Talking point: The new New Towns

Rory Olcayto
So now we know where the new towns will be. Some are greenfield, others urban extensions, and there will be urban renewal and intensification in big cities like Manchester and Leeds and London. At first glance, the mix seems sensible. Twelve sites have been identified, with ministers vowing that at least three will see construction within this parliament. The rhetoric is familiar: thousands of new homes (40 per cent affordable, woo-hoo!), integrated infrastructure, schools and GP surgeries planned from the start. The mechanism, too, is a throwback: development corporations with compulsory purchase powers, stripped of the speculative ‘hope value’ that inflates land costs when farmland might suddenly be ‘valued’ at £1m if there’s a chance it could play host to new homes.
So why does this latest new towns promise feels less like a revival of the ambitious postwar programme than a carefully hedged gesture? Echoes of Stevenage, Harlow and Milton Keynes are misleading. These new, new towns will be smaller, more fragmented, reliant on private developers’ bottom line rather than public vision, and most likely, weighed down by endless assessments and viability tests. Design quality is promised, but only in the vaguest ‘placemaking’ sense. What’s missing is the coherence, confidence, and state capacity that defined the original new towns.
In this respect the postwar new towns really were a one-off, a popular, state-funded programme highly unlikely ever to be repeated. And while the government’s announcement of a ‘new generation’ of towns is framed as a radical intervention, the map of recent housing growth tells another story.
Across the UK, places like Northstowe, Sherford, Ebbsfleet, Houlton and Whitehill & Bordon are already emerging, vast projects of 5,000 to 15,000 homes being built over decades. These are new towns in all but name, delivered piecemeal by consortia of volume housebuilders under the banner of ‘garden villages’ or ‘urban extensions.’ They have schools, supermarkets, and ring-roads; they occupy former barracks, farmland, or airfields. In other words, the construction industry has quietly been building new settlements for years, without the fanfare of a ministerial press release.
I’ve rustled up an interactive map to show what’s currently being built right now, throughout the UK, including in Scotland, which is excluded from this latest Government new town plan.
Some, like Marleigh and Eddington are pretty good. (Hands up – we’ve played a key role in designing homes for and placemaking these settlements). The Trad ones are ok too – part of Sherford are appealing while Tornagrain, near Inverness, is shaping up to be exemplary in terms of rural town-making.

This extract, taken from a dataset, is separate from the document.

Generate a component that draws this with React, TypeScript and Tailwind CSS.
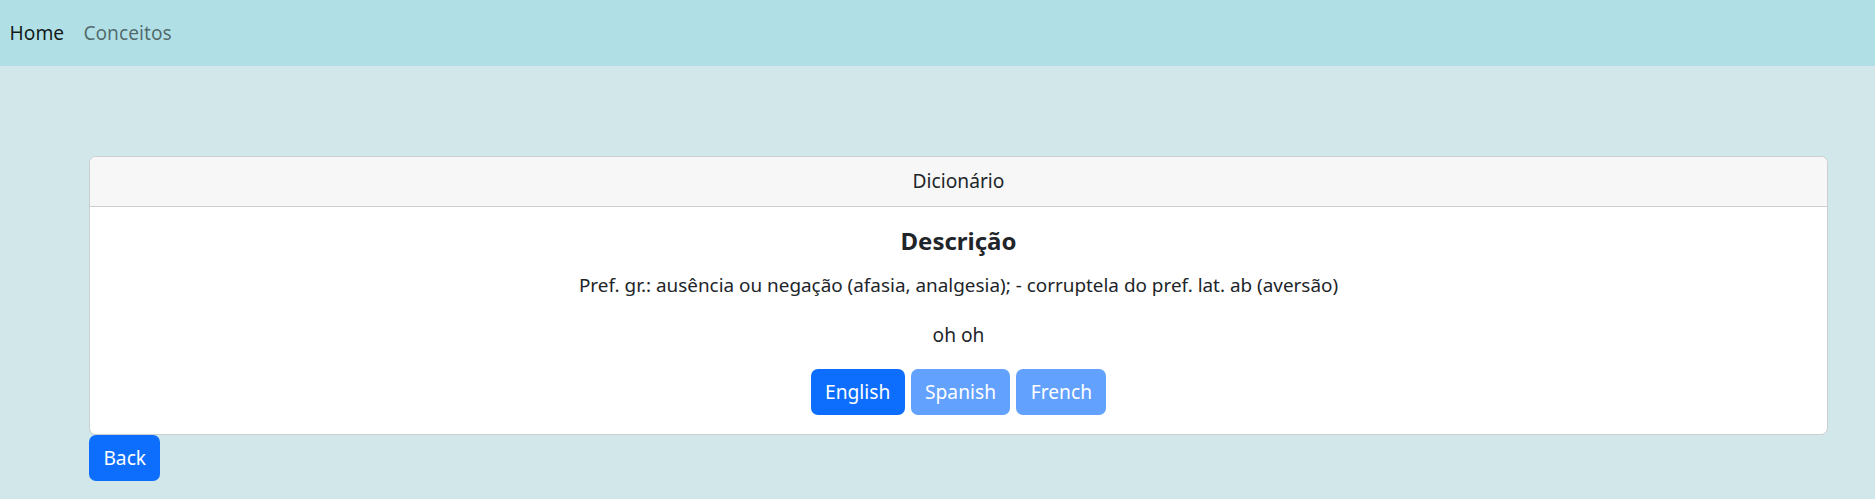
export default function App() {
  const langs = [
    { name: 'English', active: true },
    { name: 'Spanish', active: false },
    { name: 'French', active: false },
  ];

  return (
    <div className="min-h-[499px] bg-[#d1e7e9] font-['Noto_Sans',sans-serif] text-[19.2px] leading-[28.8px] text-[#212529]">
      <nav className="h-[66px] bg-[#b0e0e6] flex items-center">
        <a className="px-[9.6px] text-black/90">Home</a>
        <a className="px-[9.6px] text-black/55">Conceitos</a>
      </nav>

      <main className="pt-[90px] pl-[89px] pr-[47px]">
        <div className="bg-white border border-[#cbcfd0] rounded-[7px] overflow-hidden">
          <div className="h-[50px] bg-[#f7f7f7] border-b border-[#cbcfd0] flex items-center justify-center">
            Dicionário
          </div>
          <div className="pt-[20px] pb-[19px] text-center">
            <h5 className="text-[24px] leading-[28.8px] font-bold mb-[15px]">Descrição</h5>
            <p className="mb-[21px] text-[18.9px]">
              Pref. gr.: ausência ou negação (afasia, analgesia); - corruptela do pref. lat. ab (aversão)
            </p>
            <p className="mb-[20px]">oh oh</p>
            <div className="flex justify-center gap-[6px]">
              {langs.map((l) => (
                <button
                  key={l.name}
                  className={`h-[46px] px-[14.4px] rounded-[7px] text-white ${
                    l.active ? 'bg-[#0d6efd]' : 'bg-[#62a1fe]'
                  }`}
                >
                  {l.name}
                </button>
              ))}
            </div>
          </div>
        </div>
        <button className="h-[46px] px-[14.4px] rounded-[7px] bg-[#0d6efd] text-white">Back</button>
      </main>
    </div>
  );
}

With my cynical hat on (a tight fit, I admit), the government’s promise of ‘spades in the ground’ – especially given three of the new towns, in Manchester, London and Bristol, are just continuations of existing projects - looks less like a bold new departure than an endorsement of the existing model: speculative, developer-led, and fragmented. It may be dressed in the rhetoric of postwar ambition, but this proudly announced project lacks the transformational industrial and social vision of the original new town programme. Damn!